Mark Twain the acidic literary critic also inserts himself into the book at times, and most of Chapter 22 is devoted to making fun of a book entitled "Prose and Poetry, by a Western Lady."

The Relationship Between Tom Sawyer and Huckleberry Finn

Reading this book, I was reminded of  The Way of the Kings.   Or at least, I was reminded of the translator's introduction to The Way of the Kings, in which she pointed out that one of the characters represented someone trying to break free from society's constraints, where another character (the one lost in the jungle) represented someone who had already completely severed himself from all of society's rules.

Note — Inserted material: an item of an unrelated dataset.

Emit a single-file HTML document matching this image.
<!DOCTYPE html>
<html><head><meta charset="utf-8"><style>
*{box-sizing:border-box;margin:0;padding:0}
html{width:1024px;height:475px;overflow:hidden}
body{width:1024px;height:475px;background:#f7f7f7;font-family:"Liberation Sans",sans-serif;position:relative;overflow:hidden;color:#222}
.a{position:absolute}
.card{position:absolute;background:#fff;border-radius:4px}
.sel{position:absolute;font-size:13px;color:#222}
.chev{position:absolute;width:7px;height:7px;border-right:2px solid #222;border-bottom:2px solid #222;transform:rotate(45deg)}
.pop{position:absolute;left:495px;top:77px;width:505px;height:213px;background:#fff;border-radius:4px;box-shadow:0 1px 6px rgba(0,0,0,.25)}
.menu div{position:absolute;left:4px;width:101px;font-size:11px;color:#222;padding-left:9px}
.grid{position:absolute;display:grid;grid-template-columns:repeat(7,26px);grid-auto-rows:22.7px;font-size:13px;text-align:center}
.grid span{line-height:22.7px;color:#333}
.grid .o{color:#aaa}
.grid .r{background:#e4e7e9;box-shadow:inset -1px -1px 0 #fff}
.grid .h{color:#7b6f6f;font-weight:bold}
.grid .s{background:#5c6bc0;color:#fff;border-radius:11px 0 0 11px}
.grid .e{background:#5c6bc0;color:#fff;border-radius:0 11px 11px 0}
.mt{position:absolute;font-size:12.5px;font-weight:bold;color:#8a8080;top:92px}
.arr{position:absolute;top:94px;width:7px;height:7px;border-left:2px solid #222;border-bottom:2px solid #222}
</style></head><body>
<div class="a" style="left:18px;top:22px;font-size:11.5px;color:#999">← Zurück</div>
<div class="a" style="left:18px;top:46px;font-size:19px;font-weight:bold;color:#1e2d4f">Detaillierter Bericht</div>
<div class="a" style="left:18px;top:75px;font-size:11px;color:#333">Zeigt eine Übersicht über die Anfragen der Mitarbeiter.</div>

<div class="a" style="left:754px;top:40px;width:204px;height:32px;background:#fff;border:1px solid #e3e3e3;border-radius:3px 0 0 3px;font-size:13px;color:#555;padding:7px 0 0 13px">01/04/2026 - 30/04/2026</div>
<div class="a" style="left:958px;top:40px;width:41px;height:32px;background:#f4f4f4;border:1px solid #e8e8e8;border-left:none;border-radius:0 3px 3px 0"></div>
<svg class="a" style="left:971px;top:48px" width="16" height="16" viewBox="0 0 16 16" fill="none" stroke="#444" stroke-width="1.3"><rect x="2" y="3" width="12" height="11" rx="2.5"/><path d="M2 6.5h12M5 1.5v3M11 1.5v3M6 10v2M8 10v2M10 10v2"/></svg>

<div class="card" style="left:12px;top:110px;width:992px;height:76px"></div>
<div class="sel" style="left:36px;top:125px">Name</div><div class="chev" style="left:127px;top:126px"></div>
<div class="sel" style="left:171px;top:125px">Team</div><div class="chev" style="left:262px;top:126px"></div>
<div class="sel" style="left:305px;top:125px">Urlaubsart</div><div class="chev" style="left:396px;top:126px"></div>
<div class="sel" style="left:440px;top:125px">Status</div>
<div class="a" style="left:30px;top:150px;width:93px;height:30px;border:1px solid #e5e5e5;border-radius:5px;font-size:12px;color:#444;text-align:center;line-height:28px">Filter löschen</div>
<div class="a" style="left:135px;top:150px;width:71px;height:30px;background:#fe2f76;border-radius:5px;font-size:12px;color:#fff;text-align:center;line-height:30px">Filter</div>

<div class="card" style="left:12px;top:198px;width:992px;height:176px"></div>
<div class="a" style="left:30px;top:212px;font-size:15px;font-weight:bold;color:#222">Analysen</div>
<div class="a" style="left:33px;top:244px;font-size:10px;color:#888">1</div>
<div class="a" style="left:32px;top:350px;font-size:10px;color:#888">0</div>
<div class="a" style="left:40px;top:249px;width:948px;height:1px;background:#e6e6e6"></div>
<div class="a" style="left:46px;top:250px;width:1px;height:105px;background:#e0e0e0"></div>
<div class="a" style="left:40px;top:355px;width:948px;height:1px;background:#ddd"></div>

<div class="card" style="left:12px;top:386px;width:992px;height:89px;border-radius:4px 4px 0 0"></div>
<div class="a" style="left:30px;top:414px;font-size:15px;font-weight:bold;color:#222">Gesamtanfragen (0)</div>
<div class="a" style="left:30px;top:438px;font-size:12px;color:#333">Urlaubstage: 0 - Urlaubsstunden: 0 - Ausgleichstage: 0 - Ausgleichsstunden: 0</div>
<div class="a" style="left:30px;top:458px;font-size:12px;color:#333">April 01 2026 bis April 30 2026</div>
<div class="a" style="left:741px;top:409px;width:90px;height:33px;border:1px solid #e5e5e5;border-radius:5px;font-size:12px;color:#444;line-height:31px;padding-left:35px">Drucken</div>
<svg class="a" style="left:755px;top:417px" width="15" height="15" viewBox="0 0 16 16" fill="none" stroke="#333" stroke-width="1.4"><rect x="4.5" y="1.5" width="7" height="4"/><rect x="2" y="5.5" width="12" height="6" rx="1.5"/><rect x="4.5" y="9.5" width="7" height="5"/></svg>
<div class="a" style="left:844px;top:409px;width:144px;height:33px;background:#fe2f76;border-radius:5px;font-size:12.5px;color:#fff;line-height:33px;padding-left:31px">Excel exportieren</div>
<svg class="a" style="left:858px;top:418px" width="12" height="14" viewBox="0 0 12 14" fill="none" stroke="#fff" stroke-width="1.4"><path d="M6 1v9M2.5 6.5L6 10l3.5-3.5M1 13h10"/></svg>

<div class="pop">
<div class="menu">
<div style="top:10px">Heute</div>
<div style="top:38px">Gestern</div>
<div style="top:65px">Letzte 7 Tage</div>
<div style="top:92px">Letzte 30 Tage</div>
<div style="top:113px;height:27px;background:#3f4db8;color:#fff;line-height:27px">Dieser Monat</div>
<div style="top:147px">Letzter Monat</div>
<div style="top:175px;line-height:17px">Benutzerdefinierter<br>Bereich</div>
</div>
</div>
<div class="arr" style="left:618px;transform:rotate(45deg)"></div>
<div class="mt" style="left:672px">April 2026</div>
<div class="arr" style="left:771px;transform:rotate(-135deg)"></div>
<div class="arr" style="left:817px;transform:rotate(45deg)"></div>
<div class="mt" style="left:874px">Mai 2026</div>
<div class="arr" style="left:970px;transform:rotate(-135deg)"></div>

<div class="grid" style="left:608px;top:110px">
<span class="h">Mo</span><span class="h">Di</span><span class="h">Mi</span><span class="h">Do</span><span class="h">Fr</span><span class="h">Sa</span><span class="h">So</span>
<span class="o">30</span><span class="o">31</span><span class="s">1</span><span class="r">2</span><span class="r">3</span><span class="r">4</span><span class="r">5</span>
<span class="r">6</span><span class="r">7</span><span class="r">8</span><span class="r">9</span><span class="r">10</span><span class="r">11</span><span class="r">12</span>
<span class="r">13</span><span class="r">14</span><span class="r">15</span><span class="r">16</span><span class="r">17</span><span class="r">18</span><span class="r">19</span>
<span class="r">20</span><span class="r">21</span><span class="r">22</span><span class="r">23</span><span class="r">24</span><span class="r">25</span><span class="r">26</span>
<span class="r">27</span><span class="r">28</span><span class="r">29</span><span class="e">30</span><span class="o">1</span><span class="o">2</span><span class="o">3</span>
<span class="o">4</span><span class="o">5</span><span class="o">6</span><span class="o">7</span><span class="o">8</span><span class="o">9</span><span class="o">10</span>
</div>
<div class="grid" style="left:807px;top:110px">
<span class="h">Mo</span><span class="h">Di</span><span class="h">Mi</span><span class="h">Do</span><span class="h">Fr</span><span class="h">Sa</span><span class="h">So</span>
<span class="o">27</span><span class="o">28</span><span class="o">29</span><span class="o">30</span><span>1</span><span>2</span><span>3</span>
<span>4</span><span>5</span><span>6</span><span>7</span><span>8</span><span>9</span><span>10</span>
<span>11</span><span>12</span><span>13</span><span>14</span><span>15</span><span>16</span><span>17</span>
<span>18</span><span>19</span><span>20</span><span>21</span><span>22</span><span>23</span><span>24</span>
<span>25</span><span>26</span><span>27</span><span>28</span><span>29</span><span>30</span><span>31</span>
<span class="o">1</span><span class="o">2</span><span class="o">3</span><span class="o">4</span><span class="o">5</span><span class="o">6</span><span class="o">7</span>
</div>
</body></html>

The relationship between Tom Sawyer and Huckleberry Finn is similar here.  Although I don't get any credit for noticing this, since the narrator pretty much spells it all out explicitly:

Huckleberry was cordially hated and dreaded by all the mothers of the town because he was idle, and lawless, and vulgar, and bad--and because all their children admired him so, and delighted in his forbidden society and wished they dared to be like him.  Tom was like the rest of the respectable boys in that he envied Huckleberry his gaudy outcast condition, and was under strict orders not to play with him.  So he played with him every time he got a chance.  Huckleberry was always dressed in the cast-off clothes of full-grown men, and they were in perennial bloom and fluttering with rags.  His hat was a vast ruin with a wide crescent lopped out of its brim; his coat, when he wore one, hung nearly down to his heels, and had the rearward buttons far down the back; but one suspender supported his trousers; the seat of the trousers bagged low and contained nothing; the fringed legs dragged in the dirt when not rolled up.  Huckleberry came and went at his own free will.  He slept on door-steps in fine weather, and in empty hogsheads in wet; he did not have to go to school or to church, or call any being master, or obey anybody; he could go fishing or swimming when and where he chose, and stay as long as it suited him; nobody forbade him to fight; he could sit up as late as he pleased; he was always the first boy that went barefoot in the spring and the last to resume leather in the fall; he never had to wash, nor put on clean clothes; he could swear wonderfully.  In a word, everything that goes to make life precious, that boy had.  So thought every harassed, hampered, respectable boy in St Petersburg. (Chapter 6.  Sidenote:  It's characteristic of the subtle ironic narration in this book that the narrator never has to mention that from an adult perspective Huckleberry Finn's poverty is much to be pitied.  The narrator just mentions all the reasons the other boys envied Huckleberry Finn, and leaves the adult perspective to be filled in by the reader's minds.)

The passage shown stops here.